In the entry in the First Schedule to the 1959 Act, which gives the county court jurisdiction under Section 136 of the Law of Property Act, 1925, to receive into court a debt not exceeding £400 where 285 there are conflicting claims to it, £500 is substituted. In Section 33(2) of the Solicitors Act, 1957, which gives the county court jurisdiction to allow an action to be brought out of time for the recovery of a solicitor's charges and to make an order for the taxation of a solicitor's bill on the application of the party chargeable, the solicitor or a third party, where the costs relate to contentious work done in the county court and do not exceed £400, £500 is substituted.
It is intended that the draft Order should come into force on 1st January, 1966. The Schedule to the Order, as the House will see, contains transitional provisions authorised by Section 192(3) of the 1959 Act. These are modelled on the provisions contained in paragraph 3 of the First Schedule to the County Courts Act, 1955.
In general, the amendments made by the Order will apply to proceedings begun before, as well as after, 1st January, 1966, but I must emphasise that the amendment made in Section 47 of the Act of 1959—dealing with the provision that if a plaintiff in the High Court recovers less than £300, he shall not be entitled to more than county court costs unless the High Court otherwise orders—and raising the figure to £400 will not apply to proceedings begun before 1st January, 1966. The result is that a plaintiff in an action brought in the High Court before that date who recovers judgment even after that date for a sum exceeding £300 but not exceeding £400 will not be restricted to county court costs.
Paragraph (5) of the Schedule deals with the effect of the Order on the jurisdiction of the Mayors and City of London courts.
The Order does not deal with the costs recoverable in cases brought in the county court under this extended jurisdiction. This is a matter for the County Court Rule Committee, which, at its meeting on 19th November, 1965, passed an amendment of Order 47, Rule 21(3) which will enable the registrar, when taxing the costs in such a case, to allow such larger sums as he thinks reasonable in respect of the principal items in scale 4 of the scales of costs.
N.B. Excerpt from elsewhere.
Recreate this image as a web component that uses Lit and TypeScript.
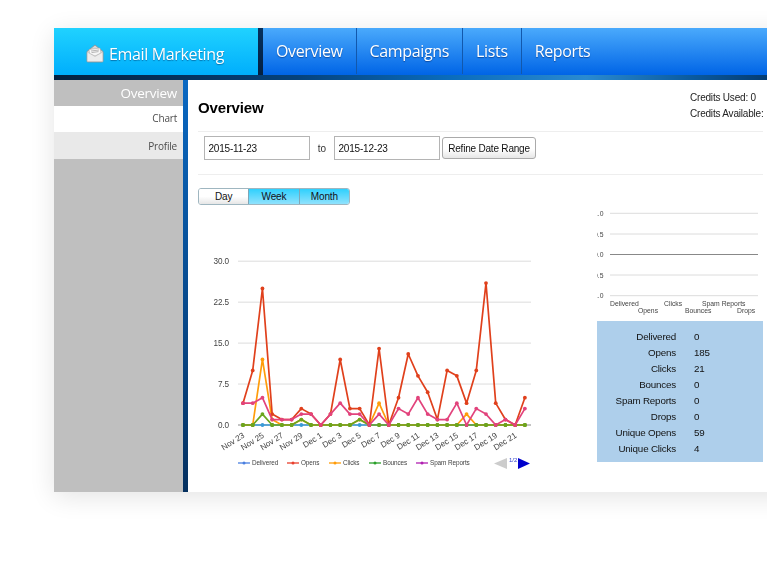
import { LitElement, html, css, svg } from "lit";
import { customElement } from "lit/decorators.js";

const opens = [4,10,25,2,1,1,3,2,0,2,12,3,3,0,14,0,5,13,9,6,1,10,9,4,10,26,4,1,0,5];
const spam = [4,4,5,1,1,1,2,2,0,2,4,2,2,0,2,0,3,2,5,2,1,1,4,0,3,2,0,1,0,3];
const clicks = [0,0,12,1,0,0,1,0,0,0,0,0,1,0,4,0,0,0,0,0,0,0,0,2,0,0,0,0,0,0];
const bounces = [0,0,2,0,0,0,1,0,0,0,0,0,1,0,0,0,0,0,0,0,0,0,0,0,0,0,0,0,0,0];
const delivered = new Array(30).fill(0);

const X = (i: number) => 243 + i * 9.72;
const Y = (v: number) => 425 - v * 5.46;

const dateLabels = ["Nov 23","Nov 25","Nov 27","Nov 29","Dec 1","Dec 3","Dec 5","Dec 7","Dec 9","Dec 11","Dec 13","Dec 15","Dec 17","Dec 19","Dec 21"];

const series: [number[], string][] = [
  [delivered, "#3a9bd8"],
  [clicks, "#ff9c0a"],
  [bounces, "#6ba51e"],
  [opens, "#e0401c"],
  [spam, "#e2437c"],
];

const legend: [string, string, number, number][] = [
  ["Delivered", "#4a7fe0", 238, 252],
  ["Opens", "#e8402e", 287, 301],
  ["Clicks", "#ff9c0a", 329, 343],
  ["Bounces", "#2aa02a", 369, 383],
  ["Spam Reports", "#b020b0", 416, 430],
];

const stats: [string, string][] = [
  ["Delivered", "0"],
  ["Opens", "185"],
  ["Clicks", "21"],
  ["Bounces", "0"],
  ["Spam Reports", "0"],
  ["Drops", "0"],
  ["Unique Opens", "59"],
  ["Unique Clicks", "4"],
];

@customElement("app-root")
export class AppRoot extends LitElement {
  static styles = css`
    :host { display: block; width: 767px; height: 562px; overflow: hidden; background: #fff; font-family: "Liberation Sans", Arial, sans-serif; color: #333; }
    .stage { padding: 28px 0 0 54px; height: 562px; box-sizing: border-box; overflow: hidden; }
    .window { width: 760px; height: 464px; display: flex; flex-direction: column; box-shadow: 0 5px 24px rgba(0,0,0,.11); filter: blur(.4px); background: #fff; }
    header { height: 52px; flex: none; box-sizing: border-box; padding-bottom: 5px; display: flex; background: linear-gradient(90deg, #04203f 0, #05427c 32%, #0a6cbc 52%, #2a8ad0 70%, #0a5a9e 84%, #04386c 95%); }
    .brand { width: 204px; flex: none; display: flex; align-items: center; justify-content: flex-start; gap: 5px; padding: 4px 0 0 32px; box-sizing: border-box; background: linear-gradient(#20d2ff, #00aefc); font: 16px "Open Sans", sans-serif; letter-spacing: -.35px; color: #fff; text-shadow: 0 1px 1px rgba(0,50,100,.5); }
    .sep { width: 5px; flex: none; background: linear-gradient(#05305e, #041f40); }
    nav { flex: 1; display: flex; background: linear-gradient(#4aaafc, #0064e6); font: 16px "Open Sans", sans-serif; letter-spacing: -.35px; color: #fff; text-shadow: 0 1px 1px rgba(0,30,90,.5); }
    nav a { padding: 0 13px; display: flex; align-items: center; border-right: 1px solid #1258ac; height: 46px; }
    nav a.last { border-right: 0; }
    .body { flex: 1; display: flex; min-height: 0; }
    aside { width: 129px; flex: none; background: #bfbfbf; font-family: "Open Sans", sans-serif; text-align: right; }
    aside div { box-sizing: border-box; padding-right: 6px; color: #4d4d4d; font-size: 10px; letter-spacing: -.2px; display: flex; align-items: center; justify-content: flex-end; }
    aside .head { height: 26px; color: #fff; font-size: 13.5px; letter-spacing: -.25px; }
    aside .chart { height: 26px; background: #fff; padding-bottom: 2px; }
    aside .profile { height: 27px; background: #e9e9e9; }
    .rail { width: 5px; flex: none; background: linear-gradient(#0a68c2, #05305f); }
    main { width: 575px; flex: none; box-sizing: border-box; padding-left: 10px; overflow: hidden; }
    .title { height: 52px; box-sizing: border-box; display: flex; justify-content: space-between; border-bottom: 1px solid #eee; width: 565px; }
    h1 { margin: 19px 0 0; font-size: 15px; letter-spacing: -.15px; line-height: 18px; font-weight: bold; color: #000; }
    .credits { width: 73px; flex: none; white-space: nowrap; font-size: 10px; letter-spacing: -.2px; line-height: 16px; padding-top: 10px; color: #222; }
    .tools { height: 43px; box-sizing: border-box; width: 565px; border-bottom: 1px solid #eee; display: flex; align-items: center; padding: 0 0 10px 6px; }
    .date { width: 106px; height: 24px; box-sizing: border-box; border: 1px solid #b4b4b4; display: flex; align-items: center; padding-left: 3.5px; color: #111; font-size: 10px; letter-spacing: -.2px; }
    .to { width: 24px; text-align: center; color: #333; font-size: 10px; }
    button { margin-left: 2px; width: 94px; height: 22px; padding: 0; border: 1px solid #aaa; border-radius: 3px; background: linear-gradient(#fff 55%, #e6e6e6); font: 10px "Liberation Sans", sans-serif; letter-spacing: -.2px; color: #111; }
    .toggle { margin-top: 13px; width: 152px; height: 17px; box-sizing: border-box; border: 1px solid #9fb6c0; border-radius: 3px; display: flex; font-size: 10px; letter-spacing: -.15px; overflow: hidden; color: #112; }
    .toggle span { flex: 1; display: flex; align-items: center; justify-content: center; background: linear-gradient(#2fd0fd, #90e2fd); }
    .toggle span + span { border-left: 1px solid #7fa6b6; }
    .toggle .off { background: linear-gradient(#fff 50%, #e6e6e6); color: #111; }
    .charts { display: flex; width: 565px; }
    .left { width: 399px; flex: none; }
    .left svg { display: block; width: 345px; height: 270px; }
    .right { width: 166px; flex: none; }
    .right svg { display: block; width: 166px; height: 116px; }
    text { font-family: "Liberation Sans", Arial, sans-serif; }
    .ax { font-size: 8.2px; letter-spacing: -.1px; fill: #444; }
    .dt { font-size: 8.2px; letter-spacing: -.1px; fill: #444; }
    .lg { font-size: 6.4px; letter-spacing: -.1px; fill: #444; }
    .pg { font-size: 6px; fill: #3344cc; }
    .sm { font-size: 6.8px; fill: #444; }
    .stats { background: #aecfeb; height: 141px; box-sizing: border-box; padding-top: 7px; margin: 0; font-size: 9.8px; letter-spacing: -.18px; }
    .row { display: flex; height: 16px; align-items: center; color: #111; }
    .row b { font-weight: normal; width: 79px; text-align: right; margin-right: 18px; white-space: nowrap; }
  `;

  private chart() {
    const grid = [30, 22.5, 15, 7.5];
    return html`<svg viewBox="198 205 345 270" aria-label="Line chart">
      ${grid.map((v) => svg`<line x1="238" x2="531" y1=${Y(v)} y2=${Y(v)} stroke="#dcdcdc" stroke-width="1"></line>`)}
      <line x1="238" x2="531" y1="425" y2="425" stroke="#888" stroke-width="1"></line>
      ${[30, 22.5, 15, 7.5, 0].map((v) => svg`<text class="ax" x="229" y=${Y(v) + 2.9} text-anchor="end">${v.toFixed(1)}</text>`)}
      ${series.map(([d, c]) => svg`
        <polyline fill="none" stroke=${c} stroke-width="1.7" stroke-linejoin="round" points=${d.map((v, i) => `${X(i)},${Y(v)}`).join(" ")}></polyline>
        ${d.map((v, i) => svg`<circle cx=${X(i)} cy=${Y(v)} r="1.9" fill=${c}></circle>`)}`)}
      ${bounces.map((v, i) => v === 0 && opens[i] !== 0 && spam[i] !== 0 ? svg`<circle cx=${X(i)} cy=${Y(0)} r="1.9" fill="#6ba51e"></circle>` : "")}
      ${dateLabels.map((t, i) => svg`<text class="dt" text-anchor="end" transform="translate(${X(i * 2) + 2} 437) rotate(-32)">${t}</text>`)}
      ${legend.map(([t, c, lx, tx]) => svg`
        <line x1=${lx} x2=${lx + 12} y1="463" y2="463" stroke=${c} stroke-width="1.3"></line>
        <circle cx=${lx + 6} cy="463" r="1.5" fill=${c}></circle>
        <text class="lg" x=${tx} y="465.2">${t}</text>`)}
      <polygon points="494,463.5 507,458 507,469" fill="#cccccc"></polygon>
      <text class="pg" x="509" y="462">1/2</text>
      <polygon points="518,458 530,463.5 518,469" fill="#0000cc"></polygon>
    </svg>`;
  }

  private side() {
    const ys: [string, number, boolean][] = [["1.0", 213.3, false], ["0.5", 234, false], ["0.0", 254.5, true], ["-0.5", 275, false], ["-1.0", 295.7, false]];
    const labs: [string, number, number][] = [["Delivered", 610, 305.5], ["Opens", 638, 313], ["Clicks", 664, 305.5], ["Bounces", 685, 313], ["Spam Reports", 702, 305.5], ["Drops", 737, 313]];
    return html`<svg viewBox="597 205 166 116" aria-label="Totals chart">
      ${ys.map(([t, y, d]) => svg`
        <line x1="610" x2="758" y1=${y} y2=${y} stroke=${d ? "#888" : "#dcdcdc"} stroke-width="1"></line>
        <text class="sm" x="603.5" y=${y + 2.5} text-anchor="end">${t}</text>`)}
      ${labs.map(([t, x, y]) => svg`<text class="sm" x=${x} y=${y}>${t}</text>`)}
    </svg>`;
  }

  render() {
    return html`<div class="stage"><div class="window">
      <header>
        <div class="brand">
          <svg width="18" height="19" viewBox="0 0 18 19" aria-hidden="true">
            <path d="M1 7.5 9 1l8 6.5V17a1 1 0 0 1-1 1H2a1 1 0 0 1-1-1Z" fill="#d8d8d8" stroke="#8f8f8f" stroke-width=".8"></path>
            <path d="M3.5 9.5 3 5.5l11-1.5 1 5-6 3Z" fill="#f6f6f6" stroke="#a0a0a0" stroke-width=".5"></path>
            <path d="M5 7l8-1M5.5 8.6l7-1" stroke="#999" stroke-width=".7"></path>
            <path d="M1.2 8 9 12.5 16.8 8V17.6H1.2Z" fill="#ececec" stroke="#b5b5b5" stroke-width=".5"></path>
          </svg>
          <span>Email Marketing</span>
        </div>
        <div class="sep"></div>
        <nav>
          <a>Overview</a><a>Campaigns</a><a>Lists</a><a class="last">Reports</a>
        </nav>
      </header>
      <div class="body">
        <aside>
          <div class="head">Overview</div>
          <div class="chart">Chart</div>
          <div class="profile">Profile</div>
        </aside>
        <div class="rail"></div>
        <main>
          <div class="title">
            <h1>Overview</h1>
            <div class="credits">Credits Used: 0<br />Credits Available:</div>
          </div>
          <div class="tools">
            <div class="date">2015-11-23</div>
            <div class="to">to</div>
            <div class="date">2015-12-23</div>
            <button>Refine Date Range</button>
          </div>
          <div class="toggle"><span class="off">Day</span><span>Week</span><span>Month</span></div>
          <div class="charts">
            <div class="left">${this.chart()}</div>
            <div class="right">
              ${this.side()}
              <div class="stats">
                ${stats.map(([k, v]) => html`<div class="row"><b>${k}</b><span>${v}</span></div>`)}
              </div>
            </div>
          </div>
        </main>
      </div>
    </div></div>`;
  }
}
That seems to be a reasonable way to meet the problem of costs resulting from 286 the increase in jurisdiction. Accordingly, I commend the Order to the House as a useful and necessary measure.
§ 5.28 p.m.
§ Mr. Peter Thomas (Conway)
I am sure that the whole House will be grateful to the Attorney-General for his careful and lucid explanation of the Order. I have no doubt that the House will also wish to approve the Order. When the jurisdiction of the county court in actions founded on contract and tort was extended in 1955 from £200 to £400 by the County Courts Act, consideration was then given to whether or not the upper limit should be £500. However, it was then felt that to increase the jurisdiction so considerably at that stage might invite the risk of swamping the county courts with too much extra work, and, possibly, altering their traditional character.
It was, therefore, decided that the upper limit should be £400, but that that figure should not be inflexible. Also, in case it was felt in future that an increase was justified, Parliament was given the right, by affirmative Resolution, to increase the amount to £500. That is what the Order is about. It is now more than 10 years since that Act came into force and I think it will be agreed that the county courts had responded efficiently and effectively to the increase in jurisdiction that then was obtained.
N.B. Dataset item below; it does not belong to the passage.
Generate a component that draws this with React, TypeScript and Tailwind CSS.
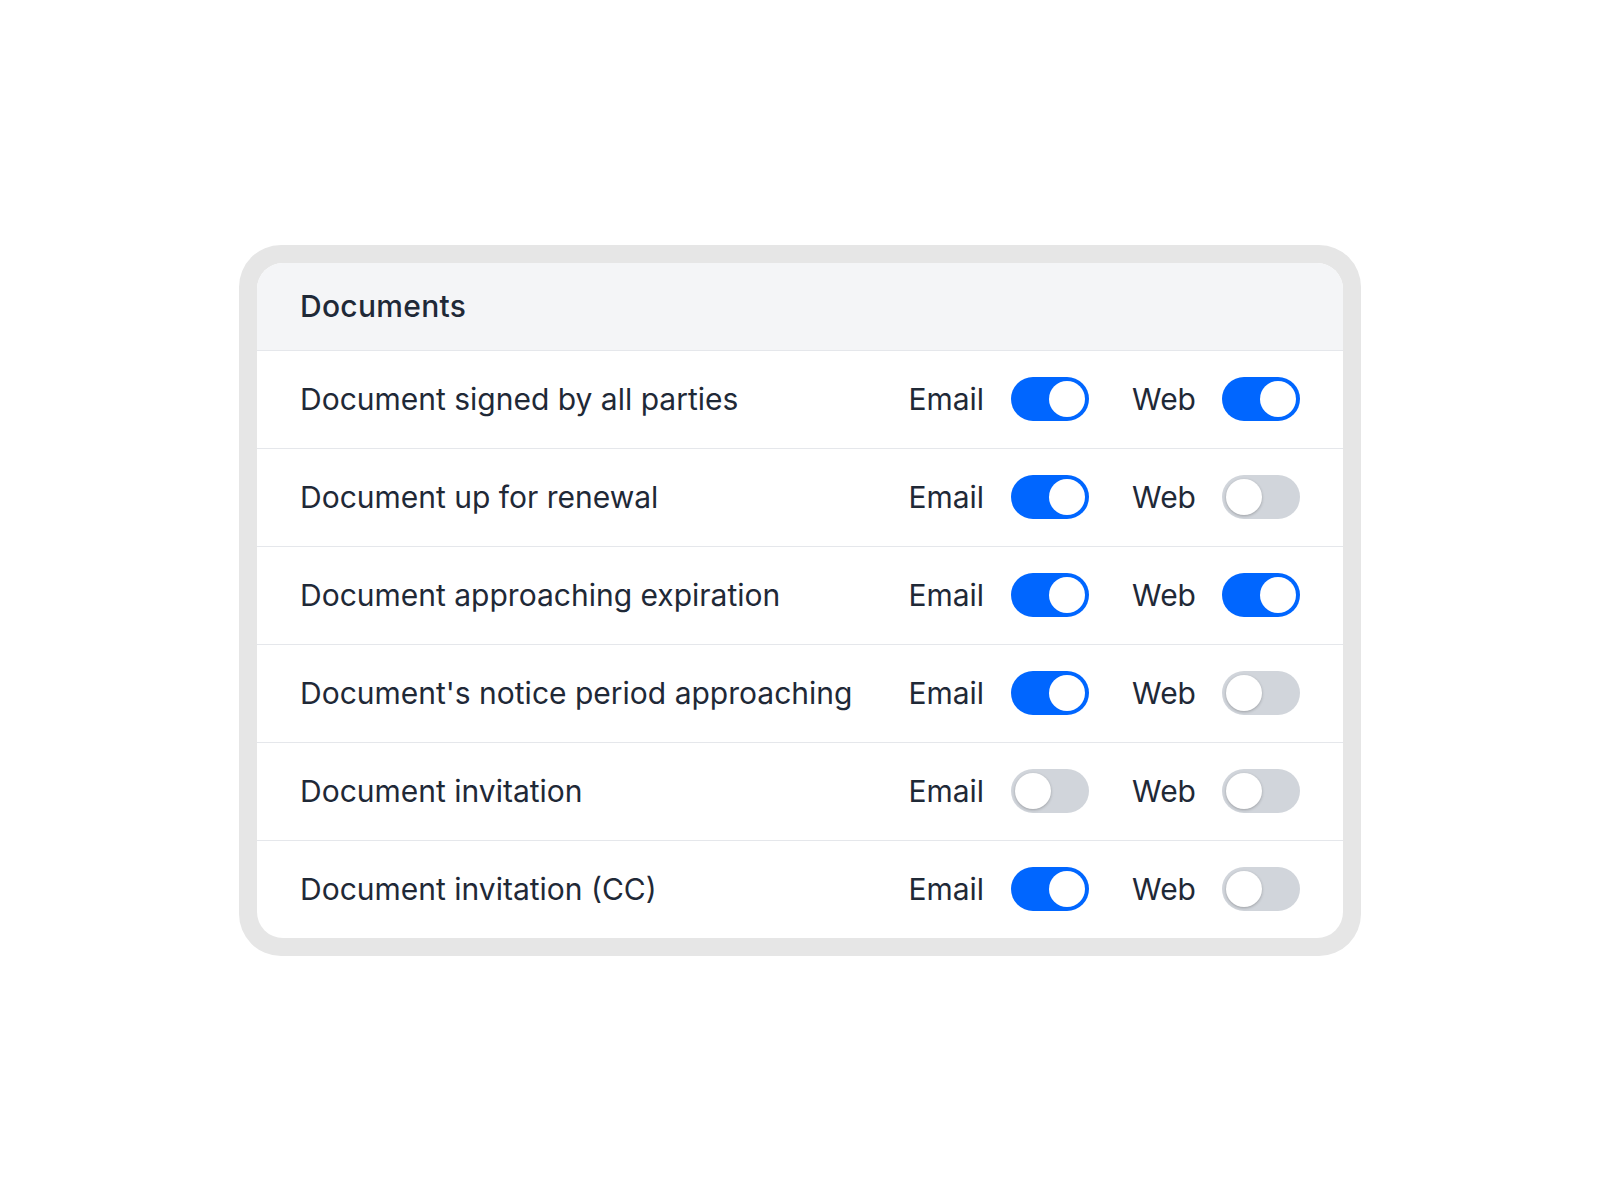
import React, { useState } from 'react';

interface NotificationRow {
  label: string;
  email: boolean;
  web: boolean;
}

const initialRows: NotificationRow[] = [
  { label: 'Document signed by all parties', email: true, web: true },
  { label: 'Document up for renewal', email: true, web: false },
  { label: 'Document approaching expiration', email: true, web: true },
  { label: "Document's notice period approaching", email: true, web: false },
  { label: 'Document invitation', email: false, web: false },
  { label: 'Document invitation (CC)', email: true, web: false },
];

const Toggle: React.FC<{ on: boolean; onChange: () => void }> = ({ on, onChange }) => (
  <button
    type="button"
    onClick={onChange}
    className={`relative flex h-[44px] w-[78px] shrink-0 items-center rounded-full p-[4px] transition-colors ${
      on ? 'bg-[#0066ff] justify-end' : 'bg-[#d1d5db] justify-start'
    }`}
  >
    <span
      className={`block h-[36px] w-[36px] rounded-full bg-white ${
        on ? '' : 'shadow-[0_1px_3px_rgba(0,0,0,0.25)]'
      }`}
    />
  </button>
);

const App: React.FC = () => {
  const [rows, setRows] = useState(initialRows);

  const flip = (idx: number, key: 'email' | 'web') => {
    setRows(prev => prev.map((r, i) => (i === idx ? { ...r, [key]: !r[key] } : r)));
  };

  return (
    <div
      className="min-h-screen w-full bg-white flex items-center justify-center"
      style={{ fontFamily: 'Inter, "Noto Sans", sans-serif' }}
    >
      <div className="w-[1122px] rounded-[42px] bg-[#e6e6e6] p-[18px]">
        <div className="overflow-hidden rounded-[26px] bg-white">
          {/* Section header */}
          <div className="flex h-[88px] items-center bg-[#f4f5f7] px-[43px] border-b border-[#e5e7eb]">
            <h2 className="text-[30px] font-medium text-[#1f2937] tracking-[0.01em]">Documents</h2>
          </div>

          {rows.map((row, i) => (
            <div
              key={row.label}
              className={`flex items-center justify-between px-[43px] ${
                i < rows.length - 1 ? 'border-b border-[#e5e7eb] h-[98px]' : 'h-[97px]'
              }`}
            >
              <span className="text-[30px] text-[#1f2937]">{row.label}</span>
              <div className="flex items-center">
                <span className="text-[30px] text-[#1f2937] mr-[27px]">Email</span>
                <Toggle on={row.email} onChange={() => flip(i, 'email')} />
                <span className="text-[30px] text-[#1f2937] ml-[43px] mr-[26px]">Web</span>
                <Toggle on={row.web} onChange={() => flip(i, 'web')} />
              </div>
            </div>
          ))}
        </div>
      </div>
    </div>
  );
};

export default App;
The Attorney-General will, I am sure, agree that this increase in jurisdiction in 1955 would have been given much earlier to the county courts if the provisions of the Legal Aid and Advice Act could have been extended to the county courts earlier than was the case. Be that as it may, the case for increasing the jurisdiction to £500 is a strong one and the right hon. and learned Gentleman put that case most fairly as the fall in the value of money and the continuing trend in that direction. That means that this increase in jurisdiction does little more than restore the jurisdiction of the county courts to what it was in 1955. Since the Administration of Justice Act, 1964, many additional county court judges have been appointed and further appointments can be made under this Measure should the need arise.
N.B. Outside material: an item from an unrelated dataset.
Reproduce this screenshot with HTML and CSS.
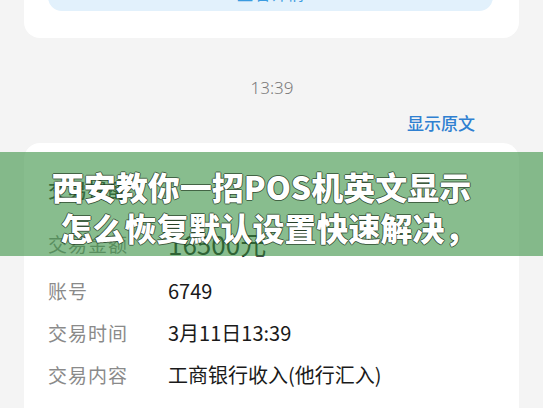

I am grateful to the Attorney-General for what he said about costs and the 287 decision of the County Court Rule Committee. County court scales have been out of date for some time. This increase in jurisdiction makes them even more so and while I do not want to say anything more at this stage on this matter, I merely point out that there is an extremely strong case for a review of these scales. It would not be helpful to the House if, at this stage, I went further into the Order, which is justified and for which a case has been made out.
§ Mr. Daniel Awdry (Chippenham)
I intervene briefly to ask whether the Government have any intention of lifting the figure of jurisdiction beyond £500 in the fairly near future. I realise that this would need legislation but, nevertheless, the question needs to be asked.
The figure of £500 is, I suggest, far too low for some contracts, bearing in mind the change in the value of money to which the right hon. and learned Gentleman referred. I have had some experience of county court procedure. It is a good procedure because it is quick and fairly cheap for litigants. I am certain that greater use could be made of it. In my part of the world the court lists are by no means over-full and I am therefore sure that more use could be made of the county court.
To give a typical example, I have had some experience of building disputes—arguments about building contracts. Often the amount in dispute in these cases is over £500 but a little less than £1,000. If these sort of cases could go to the county court instead of the High Court a great deal of help would be given to litigants. Let us face it, going to the High Court today in these cases is a rather long-drawn-out procedure, and there are complicated pleadings which do not arise in the county court. If these sort of building disputes—involving sums of between £500 and £1,000—could go to the county court a great deal of time would be saved.
In their enthusiasm for law reform, the Government have increased the jurisdiction of the county court and I now ask the Attorney-General to let us know whether there are any intentions in the mind of the Government to increase it still further.
§ The Attorney-General
I am grateful to the right hon. and learned Member for Conway (Mr. Peter Thomas) for giving a fair wind to the Order and for his remarks. I can reply briefly to the hon. Member for Chippenham (Mr. Awdry) by saying that I do not think that there is any present intention on the part of the Government to raise the jurisdiction beyond £500. However, this is clearly something which will have to be considered as part of the inquiry recommended by the Law Commission into simplifying the procedure relating to actions for personal injuries. Our minds are certainly not closed to this possibility, but the limit of £500 contained in the Order is all that is presently contemplated.
§ Question put and agreed to.
That the County Court Jurisdiction Order, 1965, a draft of which was laid before this House on 22nd November, be approved.